Menurut Huq dan Fontana, dalam konteks doktrin pemisahan kekuasaan (separation of powers) yang masyhur dalam hukum konstitusi, loyalitas institutional merupakan salah satu upaya yang diharapkan mampu memerangi terwujudnya absolutisme kekuasaan.[8] Dengan logika demikian, setiap cabang kekuasaan yang diisi oleh personalia yang mampu menunjukkan loyalitas institusi akan menciptakan mekanisme checks and balances yang ideal. Menurut keduanya, institutional loyalties yang murni, yaitu sesuai dengan yang dimandatkan oleh konstitusi, dapat menanggulangi fenomena loyalitas institusi modern yang sangat kental dengan unsur partisan dan ideologi yang dianut oleh partai tersebut.[9] Dalam pemahaman Penulis, konsep institutional loyalties yang dikemukakan oleh Huq dan Fontana ini dapat menjadi fondasi dari gagasan loyalitas ASN kepada publik. Konsep institutional loyalties yang mengetangahkan pemahaman loyalitas secara lebih objektif dan sesuai dengan mandat konstitusi, yang notabene merupakan dokumen kesepakatan masyarakat, merupakan fondasi penting yang akan menghasilkan penyelenggaraan pelayanan publik oleh ASN yang bebas dari kepentingan atau motivasi partisan.

Selanjutnya, Dwiyanto berpendapat bahwa diskursus mengenai dikotomi politik dan administrasi mengarahkan pada pembahasan terkait netralitas dan imparsialitas ASN.[10] Dwiyanto berpendapat bahwa harus dibedakan antara netralitas dan imparsialitas. Menurutnya, ASN harus memperjuangkan nilai-nilai publik dalam proses pengambilan keputusan, sehingga hal ini berbeda dengan pemahaman umum yang menganggap bahwa ASN tidak perlu terlibat dalam proses pengambilan keputusan yang menjadi domain pejabat politik sebagai wujud netralitas ASN.[11] Sebaliknya, Dwiyanto berpendapat bahwa ASN harus imparsial, dalam artian tidak memihak pada satu golongan tertentu yang bertindak sebagai aktor politik.[12] Mendasarkan pada pendapat ini, loyalitas ASN kepada publik dapat lebih terjamin, baik pada aspek netralitas maupun imparsialitas. Dalam aspek netralitas, ASN mengejewantahkan loyalitasnya pada publik dengan melakukan advokasi terhadap nilai-nilai publik untuk dapat diakomodir dalam sebuah kebijakan. Sedangkan dalam aspek imparsialitas, loyalitas ASN terwujud dalam ketidakberpihakan para ASN pada golongan tertentu, sehingga pelayanan publik yang dilakukan oleh ASN dapat terwujud secara adil dan tidak diskriminatif.
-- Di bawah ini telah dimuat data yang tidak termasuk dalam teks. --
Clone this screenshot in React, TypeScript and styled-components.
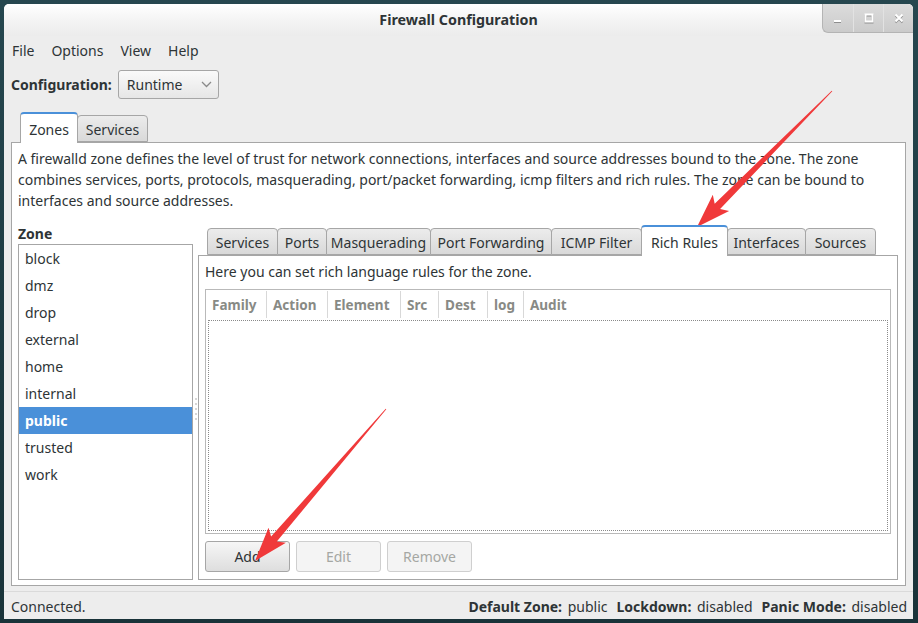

Konsepsi Fiduciary sebagai Fondasi Loyalitas

Dalam bagian ini, Penulis mengetengahkan suatu konsep yang telah digagas dan menjadi diskursus terkait loyalitas, yaitu konsep fiduciary. Konsep ini, sebagaimana telah Penulis kutip dalam tulisan lain, dapat dimaknai sebagai,”A duty to act for someone else's benefit, while subordinating one's personal interests to that of the other person.[13] Konsep fiduciary mengandung adanya 2 (dua) tugas lainnya, yaitu duty of loyalty dan duty of care, yang menurut Evan Criddle keduanya dapat diterjemahkan dalam konteks hukum administrasi.[14]
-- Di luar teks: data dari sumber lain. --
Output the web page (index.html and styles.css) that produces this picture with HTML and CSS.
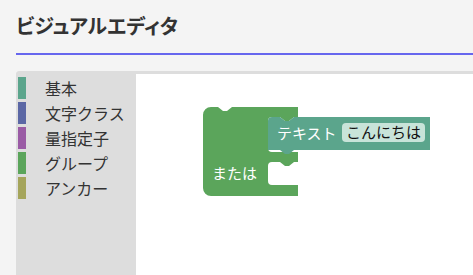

Menurut Criddle, dalam konteks Amerika, pandangan yang memandang pejabat pemerintah sebagai fiduciary dari publik merupakan pemahaman yang telah hidup dalam kehidupan bermasyarakat (“…This view of government officers and institutions as public fiduciaries is not "mere metaphor," according to some courts, but rather "a living tenet our society.”)[15] Putusan-putusan lembaga peradilan dalam bidang hukum administrasi, menurut Criddle, juga menunjukkan adanya hubungan erat konsep fiduciary dengan praktik administrasi yang bermuara pada publik. Selengkapnya Criddle menulis,”Throughout administrative law jurisprudence, the· fiduciary model "triggers powerful, recurring frameworks of meaning and patterns of belief ... [and] sets in motion deeply rooted folk images, archetypes, and story lines," thereby mediating the relationships between administrative agencies, the political and judicial branches, and the people as a whole.[16]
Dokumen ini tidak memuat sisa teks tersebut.